All you do is push their arm into their hip, rotate, and sweep them over on their back. Very simple.
Next is if they don’t take the bait to pass. When they don’t pass, swing your legs to north/south. Use that momentum to place your foot on the opponent’s hip. This gives you a perfect angle to take a kimura.
Tips for doing the kimura lock
The kimura lock is very simple to do, but there are some small details you need to remember. If one of these details is missing it could lead to you losing the sub, so remember these tips.
- Side Ab Crunch: As you sit up to lock your hands together be sure to remember to do a side crunch. Sitting straight up limits your space to do the move and may impede you from locking your hands together. Doing a side crunch will give you the space you need to lock your hands and get the kimura.
- Arm Over The Shoulder: It is very important to loop your arm over the opponent’s shoulder. For the kimura to work successfully, you need to have control of the opponent’s wrist, elbow, and shoulder.
- Scoot Your Hips Out: After you get your kimura grip and are falling back be sure to scoot your hips out. This will ensure you have enough space and get angle to get a good torque on their arm.
- Grab Near The Opponent’s Hand: As you go to get your grips make sure you grab the opponent’s wrist closer toward their hand. If you try grabbing closer to their forearm, you don’t have much control and are less likely to get the kimura.
- Don’t Lean Too Far Over: When you’re going for a kimura from side control make sure you don’t lean your weight too far forward.

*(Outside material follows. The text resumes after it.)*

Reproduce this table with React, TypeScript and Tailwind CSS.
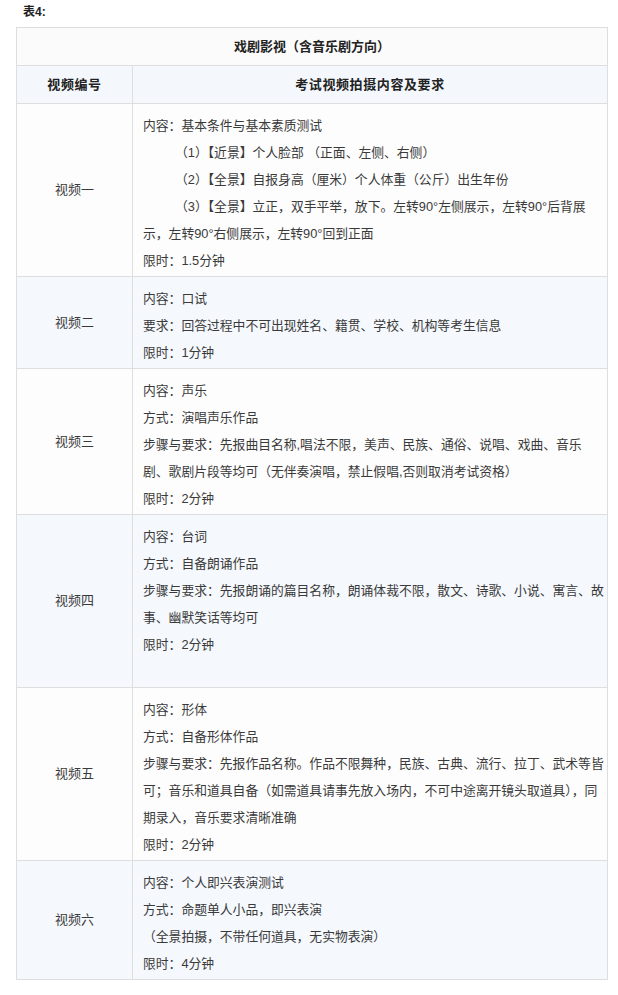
import React from 'react';

type Row = {
  label: string;
  lines: { text: string; indent?: boolean }[];
  blue?: boolean;
  blankEnd?: boolean;
};

const rows: Row[] = [
  {
    label: '视频一',
    lines: [
      { text: '内容：基本条件与基本素质测试' },
      { text: '（1）【近景】个人脸部 （正面、左侧、右侧）', indent: true },
      { text: '（2）【全景】自报身高（厘米）个人体重（公斤）出生年份', indent: true },
      { text: '（3）【全景】立正，双手平举，放下。左转90°左侧展示，左转90°后背展', indent: true },
      { text: '示，左转90°右侧展示，左转90°回到正面' },
      { text: '限时：1.5分钟' },
    ],
  },
  {
    label: '视频二',
    blue: true,
    lines: [
      { text: '内容：口试' },
      { text: '要求：回答过程中不可出现姓名、籍贯、学校、机构等考生信息' },
      { text: '限时：1分钟' },
    ],
  },
  {
    label: '视频三',
    lines: [
      { text: '内容：声乐' },
      { text: '方式：演唱声乐作品' },
      { text: '步骤与要求：先报曲目名称,唱法不限，美声、民族、通俗、说唱、戏曲、音乐' },
      { text: '剧、歌剧片段等均可（无伴奏演唱，禁止假唱,否则取消考试资格）' },
      { text: '限时：2分钟' },
    ],
  },
  {
    label: '视频四',
    blue: true,
    blankEnd: true,
    lines: [
      { text: '内容：台词' },
      { text: '方式：自备朗诵作品' },
      { text: '步骤与要求：先报朗诵的篇目名称，朗诵体裁不限，散文、诗歌、小说、寓言、故' },
      { text: '事、幽默笑话等均可' },
      { text: '限时：2分钟' },
    ],
  },
  {
    label: '视频五',
    lines: [
      { text: '内容：形体' },
      { text: '方式：自备形体作品' },
      { text: '步骤与要求：先报作品名称。作品不限舞种，民族、古典、流行、拉丁、武术等皆' },
      { text: '可；音乐和道具自备（如需道具请事先放入场内，不可中途离开镜头取道具），同' },
      { text: '期录入，音乐要求清晰准确' },
      { text: '限时：2分钟' },
    ],
  },
  {
    label: '视频六',
    blue: true,
    lines: [
      { text: '内容：个人即兴表演测试' },
      { text: '方式：命题单人小品，即兴表演' },
      { text: '（全景拍摄，不带任何道具，无实物表演）' },
      { text: '限时：4分钟' },
    ],
  },
];

export default function App() {
  return (
    <div
      className="min-h-[995px] w-[618px] bg-white text-[13px] text-[#3a3a3a]"
      style={{ fontFamily: '"Liberation Sans", "Noto Sans CJK SC", sans-serif' }}
    >
      <div className="h-[27px] px-[23px] pt-[3px] text-[12px] font-bold leading-[18px] text-[#222]">表4:</div>

      <table className="ml-[16px] w-[592px] table-fixed border-collapse">
        <colgroup>
          <col className="w-[116px]" />
          <col />
        </colgroup>
        <tbody>
          <tr className="bg-[#fbfbfb]">
            <td colSpan={2} className="h-[38px] border border-[#dedede] text-center font-bold text-[#222]">
              戏剧影视（含音乐剧方向）
            </td>
          </tr>
          <tr className="bg-[#f4f8fd]">
            <td className="h-[38px] border border-[#dedede] text-center font-bold tracking-[0.6px] text-[#222]">
              视频编号
            </td>
            <td className="h-[38px] border border-[#dedede] text-center font-bold tracking-[0.6px] text-[#222]">
              考试视频拍摄内容及要求
            </td>
          </tr>
          {rows.map((row) => (
            <tr key={row.label} className={row.blue ? 'bg-[#f5f8fd]' : 'bg-[#fdfdfd]'}>
              <td className="border border-[#dedede] text-center align-middle">{row.label}</td>
              <td className="border border-[#dedede] px-[10px] pt-[8px] pb-[2px] align-top text-[12.8px] leading-[27px]">
                {row.lines.map((line, i) => (
                  <div
                    key={i}
                    className={`h-[27px] overflow-visible whitespace-nowrap ${line.indent ? 'pl-[32px]' : ''}`}
                  >
                    {line.text}
                  </div>
                ))}
                {row.blankEnd && <div className="h-[27px]" />}
              </td>
            </tr>
          ))}
        </tbody>
      </table>
    </div>
  );
}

The opponent could easily sweep you, so try to stay on the centerline.
- Bring Their Arm Into You: Before you put the opponent’s arm behind their back, you have to bring their arm to your chest. This will ensure the kimura is tight and you have good control over the arm.
- Attack The Top Arm: When the opponent has your back and you go for the Sakuraba style rolling kimura grab the top arm. You always attack the top arm when doing this move or it won’t work.
- Use Your Whole Body: A kimura is not just using 2 arms against 1. Use your whole body to attack their arm and you’ll be way more successful getting the sub.